For other nations, DCEP serves as both inspiration and warning: digital currency isn’t just about innovation—it’s about strategic financial influence.
Frequently Asked Questions (FAQ)
Q: Is DCEP the same as cryptocurrency?
No. While both exist digitally, DCEP is a centralized government-issued currency, whereas cryptocurrencies like Bitcoin are decentralized and not backed by any state.
Q: Can I use DCEP outside of China?
Currently, DCEP is designed for domestic use. However, long-term plans may include international pilot programs, especially along Belt and Road Initiative routes.
Q: Will DCEP replace cash completely?
Not immediately. The goal is to supplement—not eliminate—physical cash, especially during the transition phase. However, over time, cash usage may decline significantly.
Q: Is my data safe with DCEP?
The system offers “controllable anonymity.” Small transactions are protected, but large transfers are monitored to prevent illicit activity. Your data remains under central bank oversight.
Q: Do I need a smartphone to use DCEP?
Primarily yes—but the system supports various devices, including wearable tech and hardware wallets, ensuring broader accessibility.
Q: How is DCEP different from Alipay or WeChat Pay?
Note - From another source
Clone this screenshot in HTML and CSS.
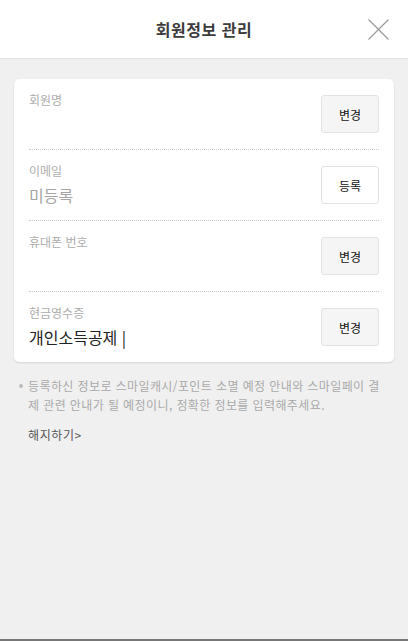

Those platforms are payment intermediaries linked to bank accounts. DCEP is actual money, issued by the central bank. You don’t need a bank connection to use it—and it works offline.
The launch of DCEP marks more than a technological upgrade—it signals a shift in how governments view money in the digital age. By combining the convenience of mobile payments with the legal power of cash, China is pioneering a new model of digital sovereignty.
As other countries watch and consider their own CBDCs, one thing is certain: the future of money is going digital—and it’s being shaped right now.